Two words of caution come with such a comparison: Jordan Spieth. A three-time major champion before he turned 24, pro golf’s previous golden boy has only recently emerged from a 3 ½-year funk during which he failed to win a tournament of any size and eventually fell to 92nd in the OWGR. Spieth’s final-nine collapse at the 2016 Masters turned a money-in-the-bank closer into a bloodied phenom. When he squandered an excellent chance at Augusta National the following spring, the bloom was off the rose.

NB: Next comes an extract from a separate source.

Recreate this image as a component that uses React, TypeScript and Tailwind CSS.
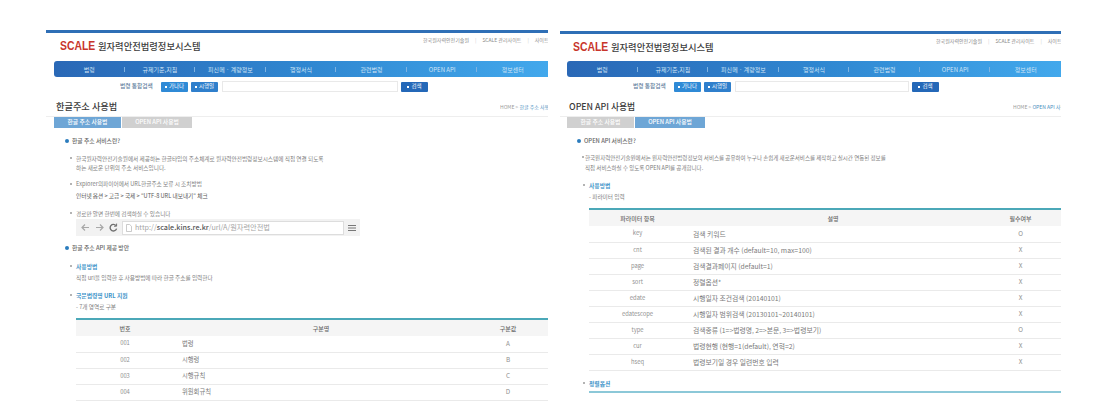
const font = { fontFamily: '"Noto Sans CJK KR", "Noto Sans", sans-serif' };

const menu = ["법령", "규제기준,지침", "피신메 · 계량정보", "행정서식", "관련법령", "OPEN API", "정보센터"];

function SmallButton({ label, className }: { label: string; className: string }) {
  return (
    <span className={`flex h-[10px] shrink-0 items-center justify-center gap-[2px] rounded-[1px] text-[5.5px] leading-none text-white ${className}`}>
      <span className="h-[2px] w-[2px] bg-white" />
      {label}
    </span>
  );
}

function Header({ rowClass, logoClass, labelClass, inputClass, navClass }: {
  rowClass: string;
  logoClass: string;
  labelClass: string;
  inputClass: string;
  navClass: string;
}) {
  return (
    <>
      <div className="h-[3px] bg-[#2f6fb6]" />
      <div className={`flex justify-between ${rowClass}`}>
        <div className={`flex items-start pt-[6px] ${logoClass}`}>
          <span className="w-[38px] origin-left scale-x-[0.8] text-[13px] font-bold leading-[14px] text-[#c8352b]" style={{ fontFamily: '"Liberation Sans", sans-serif' }}>
            SCALE
          </span>
          <span className="text-[9.3px] font-medium leading-[14px] text-[#3c3c3c]">원자력안전법령정보시스템</span>
        </div>
        <div className="flex w-[125px] shrink-0 gap-[6px] overflow-hidden whitespace-nowrap pt-[3px] text-[5px] leading-[8px] text-[#8a8a8a]">
          <span>한국원자력안전기술원</span>
          <span className="text-[#cccccc]">|</span>
          <span>SCALE 관리사이트</span>
          <span className="text-[#cccccc]">|</span>
          <span>사이트맵</span>
        </div>
      </div>
      <div className={`flex h-[16px] items-center rounded-l-[3px] bg-gradient-to-r from-[#2a68b6] via-[#2f86d0] to-[#42a8ec] text-[6px] text-[#cfe3f5] ${navClass}`}>
        {menu.map((item, i) => (
          <div key={item} className="relative flex flex-1 items-center justify-center whitespace-nowrap">
            {item}
            {i < menu.length - 1 && <span className="absolute right-0 h-[5px] w-px bg-[#7fb2e0]" />}
          </div>
        ))}
      </div>
      <div className={`mt-[4px] flex h-[11px] items-center ${labelClass}`}>
        <span className="w-[41px] shrink-0 whitespace-nowrap text-[5.7px] font-medium text-[#5e7d9c]">법령 통합검색</span>
        <SmallButton label="가나다" className="w-[27px] bg-[#2f8ad6]" />
        <SmallButton label="시행일" className="ml-[3px] w-[27px] bg-[#2f7fcc]" />
        <div className={`ml-[4px] h-[11px] shrink-0 border border-[#e9e9e9] bg-white ${inputClass}`} />
        <SmallButton label="검색" className="ml-[3px] w-[27px] bg-[#2468b8]" />
      </div>
    </>
  );
}

function TitleRow({ title, crumb, padClass, sizeClass }: { title: string; crumb: string; padClass: string; sizeClass: string }) {
  return (
    <div className={`flex h-[25px] justify-between border-b border-[#eeeeee] pt-[7px] ${padClass}`}>
      <span className={`font-medium leading-[15px] text-[#3a3a3a] ${sizeClass}`}>{title}</span>
      <span className="w-[48px] shrink-0 overflow-hidden whitespace-nowrap text-[5px] leading-[15px] text-[#9a9a9a]">
        HOME &gt; <span className="text-[#4a8fc0]">{crumb}</span>
      </span>
    </div>
  );
}

function Tabs({ active, padClass }: { active: number; padClass: string }) {
  const tabs = [
    { label: "한글 주소 사용법", width: "w-[67px]" },
    { label: "OPEN API 사용법", width: "w-[70px]" },
  ];
  return (
    <div className={`flex h-[11px] gap-[1px] ${padClass}`}>
      {tabs.map((t, i) => (
        <div key={t.label} className={`flex items-center justify-center whitespace-nowrap text-[5.8px] font-medium text-white ${t.width} ${i === active ? "bg-[#6ea6d6]" : "bg-[#d0d0d0]"}`}>
          {t.label}
        </div>
      ))}
    </div>
  );
}

function Heading({ children, className }: { children: string; className: string }) {
  return (
    <div className={`flex h-[10px] items-center gap-[3px] text-[5.8px] font-medium text-[#666666] ${className}`}>
      <span className="h-[4px] w-[4px] rounded-full bg-[#2b7cbd]" />
      {children}
    </div>
  );
}

function Dot({ className }: { className: string }) {
  return <span className={`absolute top-[3px] h-[2px] w-[2px] rounded-full bg-[#9a9a9a] ${className}`} />;
}

function Subhead({ children, className }: { children: string; className: string }) {
  return (
    <div className={`relative h-[10px] text-[5.8px] font-bold leading-[10px] text-[#3f95c9] ${className}`}>
      <Dot className="-left-[6px] bg-[#4a90c0]" />
      {children}
    </div>
  );
}

function DataTable({ widths, head, rows, bodyClass }: {
  widths: string[];
  head: string[];
  rows: string[][];
  bodyClass: string;
}) {
  return (
    <table className="w-full table-fixed border-collapse border-t-2 border-[#4ba8b8] text-[5.8px] text-[#7a7a7a]">
      <colgroup>
        {widths.map((w) => (
          <col key={w} className={w} />
        ))}
      </colgroup>
      <thead>
        <tr className="h-[17px] bg-[#f5f5f5]">
          {head.map((h) => (
            <th key={h} className="p-0 text-center text-[6px] font-medium text-[#666666]">{h}</th>
          ))}
        </tr>
      </thead>
      <tbody>
        {rows.map((r) => (
          <tr key={r[0]} className="h-[16px] border-b border-[#eaeaea]">
            <td className="p-0 text-center text-[#909090]">{r[0]}</td>
            <td className={`p-0 pl-[7px] ${bodyClass}`}>{r[1]}</td>
            <td className="p-0 text-center text-[6.4px] text-[#909090]">{r[2]}</td>
          </tr>
        ))}
      </tbody>
    </table>
  );
}

function AddressBar() {
  return (
    <div className="flex h-[17px] w-[284px] items-center bg-[#f2f2f2] pl-[5px] pr-[4px] text-[#a8a8a8]">
      <svg width="38" height="11" viewBox="0 0 38 11" fill="none" stroke="currentColor" strokeWidth="1.2" className="shrink-0">
        <path d="M8 5.5H1M4 2.5l-3 3 3 3" />
        <path d="M15 5.5h7M19 2.5l3 3-3 3" />
        <path d="M35 3.6a3.3 3.3 0 1 0 .6 3" stroke="#6f6f6f" strokeWidth="1.4" />
        <path d="M35.6 1.6v2.6H33" stroke="#6f6f6f" strokeWidth="1" />
      </svg>
      <div className="ml-[3px] flex h-[14px] w-[222px] shrink-0 items-center border border-[#dddddd] bg-white pl-[3px] text-[7.2px] text-[#a5a5a5]">
        <svg width="6" height="8" viewBox="0 0 6 8" fill="none" stroke="#b5b5b5" strokeWidth="0.7" className="mr-[3px] shrink-0">
          <path d="M.5.5h3.2L5.5 2.3v5.2h-5z" />
        </svg>
        <span className="whitespace-nowrap">
          http://<span className="font-medium text-[#555555]">scale.kins.re.kr</span>/url/A/원자력안전법
        </span>
      </div>
      <svg width="8" height="6" viewBox="0 0 8 6" stroke="#777777" className="ml-auto shrink-0">
        <path d="M0 .5h8M0 3h8M0 5.5h8" />
      </svg>
    </div>
  );
}

function KoreanGuide() {
  return (
    <section className="h-[403px] w-[502px] shrink-0 overflow-hidden pt-[30px]" style={font}>
      <Header
        rowClass="h-[28px]"
        logoClass="pl-[14px]"
        labelClass="pl-[74px]"
        inputClass="w-[176px]"
        navClass="ml-[8px]"
      />
      <TitleRow title="한글주소 사용법" crumb="한글 주소 사용법" padClass="pl-[10px]" sizeClass="text-[9.2px]" />
      <Tabs active={0} padClass="pl-[8px]" />
      <Heading className="ml-[19px] mt-[8px]">한글 주소 서비스란?</Heading>
      <div className="ml-[30px] whitespace-nowrap text-[5.65px] text-[#7d7d7d]">
        <div className="relative mt-[8px] leading-[9px]">
          <Dot className="-left-[6px]" />
          한국원자력안전기술원에서 제공하는 한글타입의 주소체계로 원자력안전법령정보시스템에 직접 연결 되도록
          <br />
          하는 새로운 단위의 주소 서비스입니다.
        </div>
        <div className="relative mt-[6px] leading-[12px]">
          <Dot className="-left-[6px] top-[5px]" />
          Explorer의파이어에서 URL한글주소 보류 시 조치방법
          <br />
          <span className="text-[#555555]">인터넷 옵션 &gt; 고급 &gt; 국제 &gt; "UTF-8 URL 내보내기" 체크</span>
        </div>
        <div className="relative mt-[7px] leading-[10px]">
          <Dot className="-left-[6px]" />
          경로만 알면 한번에 검색하실 수 있습니다
        </div>
        <AddressBar />
      </div>
      <Heading className="ml-[19px] mt-[7px]">한글 주소 API 제공 방안</Heading>
      <div className="ml-[30px] whitespace-nowrap">
        <Subhead className="mt-[9px]">사용방법</Subhead>
        <div className="mt-[1px] text-[5.65px] leading-[10px] text-[#7d7d7d]">직접 url을 입력한 후 사용방법에 따라 한글 주소를 입력한다</div>
        <Subhead className="mt-[8px]">국문법령명 URL 지원</Subhead>
        <div className="mt-[1px] text-[5.65px] leading-[10px] text-[#7d7d7d]">- 7개 영역로 구분</div>
        <div className="mt-[6px]">
          <DataTable
            widths={["w-[98px]", "w-[294px]", "w-[80px]"]}
            head={["번호", "구분명", "구분값"]}
            bodyClass="text-[6.3px] pl-[8px]"
            rows={[
              ["001", "법령", "A"],
              ["002", "시행령", "B"],
              ["003", "시행규칙", "C"],
              ["004", "위원회규칙", "D"],
            ]}
          />
        </div>
      </div>
    </section>
  );
}

function ApiGuide() {
  return (
    <section className="h-[403px] w-[501px] shrink-0 overflow-hidden pt-[31px]" style={font}>
      <Header
        rowClass="h-[27px]"
        logoClass="pl-[13px]"
        labelClass="pl-[73px]"
        inputClass="w-[174px]"
        navClass="ml-[7px]"
      />
      <TitleRow title="OPEN API 사용법" crumb="OPEN API 사용법" padClass="pl-[9px]" sizeClass="text-[8.8px]" />
      <Tabs active={1} padClass="pl-[7px]" />
      <Heading className="ml-[17px] mt-[8px]">OPEN API 서비스란?</Heading>
      <div className="ml-[29px] whitespace-nowrap">
        <div className="relative -ml-[4px] mt-[7px] text-[5.5px] leading-[10px] text-[#7d7d7d]">
          <Dot className="-left-[3px]" />
          한국원자력안전기술원에서는 원자력안전법령정보의 서비스를 공유하여 누구나 손쉽게 새로운서비스를 제작하고 실시간 연동된 정보를
          <br />
          직접 서비스하실 수 있도록 OPEN API를 공개합니다.
        </div>
        <Subhead className="mt-[8px]">사용방법</Subhead>
        <div className="mt-[1px] text-[5.65px] leading-[10px] text-[#7d7d7d]">- 파라미터 입력</div>
        <div className="mt-[6px]">
          <DataTable
            widths={["w-[97px]", "w-[294px]", "w-[81px]"]}
            head={["파라미터 항목", "설명", "필수여부"]}
            bodyClass="text-[6.8px]"
            rows={[
              ["key", "검색 키워드", "O"],
              ["cnt", "검색된 결과 개수 (default=10, max=100)", "X"],
              ["page", "검색결과페이지 (default=1)", "X"],
              ["sort", "정렬옵션*", "X"],
              ["edate", "시행일자 조건검색 (20140101)", "X"],
              ["edatescope", "시행일자 범위검색 (20130101~20140101)", "X"],
              ["type", "검색종류 (1=>법령명, 2=>본문, 3=>법령보기)", "O"],
              ["cur", "법령현행 (현행=1(default), 연혁=2)", "X"],
              ["hseq", "법령보기일 경우 일련번호 입력", "X"],
            ]}
          />
        </div>
        <Subhead className="mt-[8px]">정렬옵션</Subhead>
        <div className="mt-[2px] h-[2px] bg-[#8cc8d8]" />
      </div>
    </section>
  );
}

export default function App() {
  return (
    <div className="flex h-[403px] w-[1098px] items-start gap-[12px] overflow-hidden bg-white pl-[46px]">
      <KoreanGuide />
      <ApiGuide />
    </div>
  );
}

Spieth chased Morikawa harder than anyone two weeks ago at Royal St. George’s -- the ragged ballstriker doing all he could to catch another former phenom whose every approach seemed to make a beeline for the flag. Morikawa’s only dalliances with trouble came at the 10th and 15th, where he got up and down from the tall stuff with clutch par putts to preserve his lead. Yes, Spieth struck the ball much better at the British. He hit two-thirds of the fairways and almost three-quarters of the greens, but his short putting has killed him throughout 2021, and it happened again on the final hole of the third round.
Spieth’s career revival has been substantiated over the last six months, but there’s work to do and other players to track down. He ranks 20th on the Tour in strokes gained off the tee -- he was 90th last year, 157th in 2019 -- and still seems to hole more bombs than any three guys combined. For all his hard work, however, his only triumph came against a mediocre field at the Texas Open. That Spieth is currently in second place (behind Morikawa) in the FedEx Cup derby offers strong evidence that the point-accumulation structure is severely flawed.
There isn’t a tour pro on earth who wouldn’t trade five runner-up finishes for a trophy. Regardless of what the standings say, however, there is something genuinely healthy about having the two most decorated prodigies of the last 10 years -- two guys who get it done with something other than sheer strength -- perched atop Camp Ponte Vedra’s artificial little world.
Morikawa obviously has bigger fish to fry. Not for nothing, the young man is cooking with gas.